**DIRECTIVE**
Every line with the word "this" in it should be extracted from the data that follows.

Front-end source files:
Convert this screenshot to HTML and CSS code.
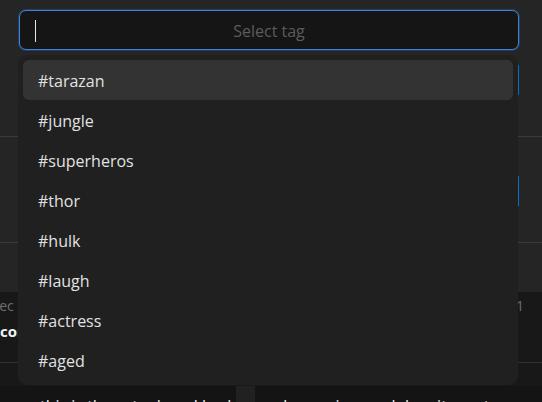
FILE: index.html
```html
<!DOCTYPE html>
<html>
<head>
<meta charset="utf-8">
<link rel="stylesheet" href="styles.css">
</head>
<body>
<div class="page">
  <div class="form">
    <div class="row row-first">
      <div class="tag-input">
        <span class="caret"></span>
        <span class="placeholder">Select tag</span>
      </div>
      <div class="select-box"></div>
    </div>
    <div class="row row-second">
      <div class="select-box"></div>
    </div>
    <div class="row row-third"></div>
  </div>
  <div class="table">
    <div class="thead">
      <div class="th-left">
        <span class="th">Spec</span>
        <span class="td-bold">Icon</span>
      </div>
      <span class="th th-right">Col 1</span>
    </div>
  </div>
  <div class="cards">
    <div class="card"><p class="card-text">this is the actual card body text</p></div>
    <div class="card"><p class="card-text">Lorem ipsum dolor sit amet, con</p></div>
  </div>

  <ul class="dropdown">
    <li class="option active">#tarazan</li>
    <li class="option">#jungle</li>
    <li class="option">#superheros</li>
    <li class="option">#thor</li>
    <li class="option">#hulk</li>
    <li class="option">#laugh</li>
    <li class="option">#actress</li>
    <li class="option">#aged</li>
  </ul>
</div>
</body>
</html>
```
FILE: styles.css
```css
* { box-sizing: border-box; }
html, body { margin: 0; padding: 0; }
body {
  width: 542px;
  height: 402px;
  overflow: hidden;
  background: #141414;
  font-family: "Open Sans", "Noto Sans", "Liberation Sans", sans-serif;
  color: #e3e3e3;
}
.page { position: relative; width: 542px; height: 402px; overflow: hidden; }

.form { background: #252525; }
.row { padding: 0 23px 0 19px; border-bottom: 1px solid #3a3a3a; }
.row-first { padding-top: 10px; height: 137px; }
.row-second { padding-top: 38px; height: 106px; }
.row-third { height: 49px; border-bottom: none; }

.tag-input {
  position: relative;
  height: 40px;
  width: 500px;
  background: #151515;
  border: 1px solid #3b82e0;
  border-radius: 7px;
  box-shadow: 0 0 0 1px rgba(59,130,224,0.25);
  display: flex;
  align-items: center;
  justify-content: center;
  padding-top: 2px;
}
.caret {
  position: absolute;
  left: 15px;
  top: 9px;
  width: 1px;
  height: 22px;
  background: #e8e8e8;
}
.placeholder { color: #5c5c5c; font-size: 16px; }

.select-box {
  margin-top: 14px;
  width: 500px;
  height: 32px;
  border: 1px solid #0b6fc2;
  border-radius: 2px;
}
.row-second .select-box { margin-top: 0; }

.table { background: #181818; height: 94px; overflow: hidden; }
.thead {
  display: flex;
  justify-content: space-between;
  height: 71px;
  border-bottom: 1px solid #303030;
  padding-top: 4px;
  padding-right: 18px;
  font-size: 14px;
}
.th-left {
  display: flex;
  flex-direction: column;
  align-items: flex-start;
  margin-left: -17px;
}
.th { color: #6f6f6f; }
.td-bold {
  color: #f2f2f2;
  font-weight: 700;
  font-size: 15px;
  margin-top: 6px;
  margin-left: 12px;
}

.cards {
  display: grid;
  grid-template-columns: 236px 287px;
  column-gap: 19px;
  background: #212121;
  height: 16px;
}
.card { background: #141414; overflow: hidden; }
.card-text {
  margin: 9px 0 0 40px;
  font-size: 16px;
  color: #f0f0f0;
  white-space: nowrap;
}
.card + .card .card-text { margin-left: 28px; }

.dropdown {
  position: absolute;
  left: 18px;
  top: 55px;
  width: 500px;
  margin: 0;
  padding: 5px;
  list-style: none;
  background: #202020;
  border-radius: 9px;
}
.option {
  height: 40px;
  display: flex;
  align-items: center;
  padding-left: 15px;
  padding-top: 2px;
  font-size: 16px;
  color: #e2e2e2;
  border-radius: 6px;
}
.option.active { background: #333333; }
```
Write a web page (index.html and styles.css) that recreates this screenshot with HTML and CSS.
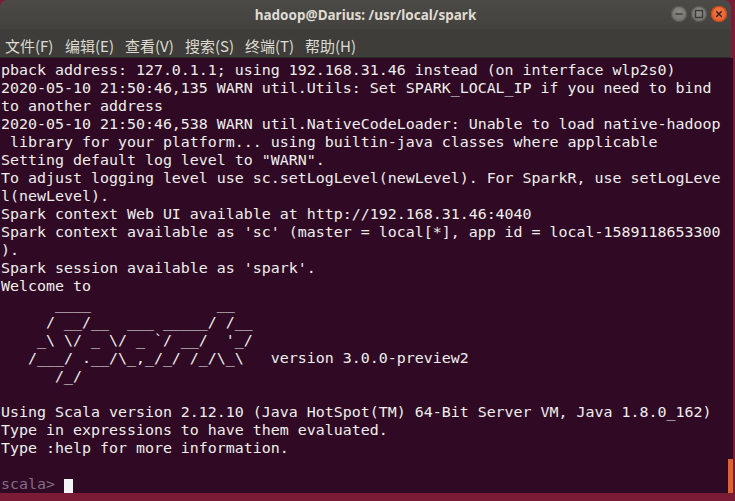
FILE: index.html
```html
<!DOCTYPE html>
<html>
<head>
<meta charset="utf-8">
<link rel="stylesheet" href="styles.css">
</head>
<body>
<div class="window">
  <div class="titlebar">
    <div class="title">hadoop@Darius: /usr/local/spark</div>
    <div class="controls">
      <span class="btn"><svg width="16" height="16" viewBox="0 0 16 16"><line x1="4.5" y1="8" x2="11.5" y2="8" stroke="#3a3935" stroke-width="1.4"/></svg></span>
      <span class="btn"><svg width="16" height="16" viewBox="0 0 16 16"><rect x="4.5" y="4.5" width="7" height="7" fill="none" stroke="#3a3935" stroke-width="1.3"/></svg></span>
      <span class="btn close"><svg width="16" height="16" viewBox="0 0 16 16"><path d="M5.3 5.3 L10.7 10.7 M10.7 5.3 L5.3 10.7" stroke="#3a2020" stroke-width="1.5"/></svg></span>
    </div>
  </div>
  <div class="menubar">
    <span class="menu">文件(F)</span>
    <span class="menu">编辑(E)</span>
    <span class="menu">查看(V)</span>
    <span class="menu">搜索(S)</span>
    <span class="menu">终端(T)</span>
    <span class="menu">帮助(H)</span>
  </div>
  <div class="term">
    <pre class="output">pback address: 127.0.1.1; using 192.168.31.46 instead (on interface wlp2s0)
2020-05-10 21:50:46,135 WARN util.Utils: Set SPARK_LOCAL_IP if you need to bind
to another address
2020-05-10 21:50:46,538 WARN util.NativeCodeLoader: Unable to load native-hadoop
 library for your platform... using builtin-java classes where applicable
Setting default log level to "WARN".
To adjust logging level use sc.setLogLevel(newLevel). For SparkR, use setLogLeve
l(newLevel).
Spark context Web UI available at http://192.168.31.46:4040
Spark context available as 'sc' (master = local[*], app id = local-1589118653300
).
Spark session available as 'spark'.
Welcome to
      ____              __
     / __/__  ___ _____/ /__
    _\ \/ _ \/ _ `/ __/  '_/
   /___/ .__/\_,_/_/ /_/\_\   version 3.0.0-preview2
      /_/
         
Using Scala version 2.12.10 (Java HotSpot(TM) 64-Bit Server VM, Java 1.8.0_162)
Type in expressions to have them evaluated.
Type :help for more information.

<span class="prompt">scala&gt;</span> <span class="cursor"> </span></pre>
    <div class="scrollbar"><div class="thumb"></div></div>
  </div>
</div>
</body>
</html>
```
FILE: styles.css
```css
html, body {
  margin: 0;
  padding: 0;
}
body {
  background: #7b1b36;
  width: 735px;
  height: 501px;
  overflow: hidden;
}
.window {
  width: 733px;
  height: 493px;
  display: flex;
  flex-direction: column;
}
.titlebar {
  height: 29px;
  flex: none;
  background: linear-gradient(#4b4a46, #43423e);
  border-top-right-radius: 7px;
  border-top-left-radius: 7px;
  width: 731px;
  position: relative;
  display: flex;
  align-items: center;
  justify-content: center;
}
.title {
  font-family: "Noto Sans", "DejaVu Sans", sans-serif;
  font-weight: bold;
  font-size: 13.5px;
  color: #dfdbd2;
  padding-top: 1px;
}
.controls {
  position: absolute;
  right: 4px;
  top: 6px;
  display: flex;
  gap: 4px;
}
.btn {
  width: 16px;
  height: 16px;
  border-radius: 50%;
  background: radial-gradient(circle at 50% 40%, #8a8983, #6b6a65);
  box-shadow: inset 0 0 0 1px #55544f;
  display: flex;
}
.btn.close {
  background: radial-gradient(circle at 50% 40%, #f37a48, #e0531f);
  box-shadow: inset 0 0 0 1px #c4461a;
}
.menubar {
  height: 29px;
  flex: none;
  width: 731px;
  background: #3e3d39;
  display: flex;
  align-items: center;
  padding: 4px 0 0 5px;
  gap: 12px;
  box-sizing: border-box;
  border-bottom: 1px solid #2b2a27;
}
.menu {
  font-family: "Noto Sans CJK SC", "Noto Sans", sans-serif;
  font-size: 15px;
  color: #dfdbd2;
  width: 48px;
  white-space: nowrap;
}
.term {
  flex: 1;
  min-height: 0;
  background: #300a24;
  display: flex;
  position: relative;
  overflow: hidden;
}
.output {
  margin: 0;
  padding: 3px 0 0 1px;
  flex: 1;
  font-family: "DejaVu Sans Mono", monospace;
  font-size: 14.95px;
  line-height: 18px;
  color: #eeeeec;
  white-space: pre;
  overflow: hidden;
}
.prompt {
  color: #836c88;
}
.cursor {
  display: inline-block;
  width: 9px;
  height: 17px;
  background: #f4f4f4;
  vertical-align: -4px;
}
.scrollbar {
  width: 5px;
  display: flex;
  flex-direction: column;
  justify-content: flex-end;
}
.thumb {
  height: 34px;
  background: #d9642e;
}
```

**FINISHED EXERCISE**
Convert this screenshot to HTML and CSS code.
    <div class="card"><p class="card-text">this is the actual card body text</p></div>
Write a web page (index.html and styles.css) that recreates this screenshot with HTML and CSS.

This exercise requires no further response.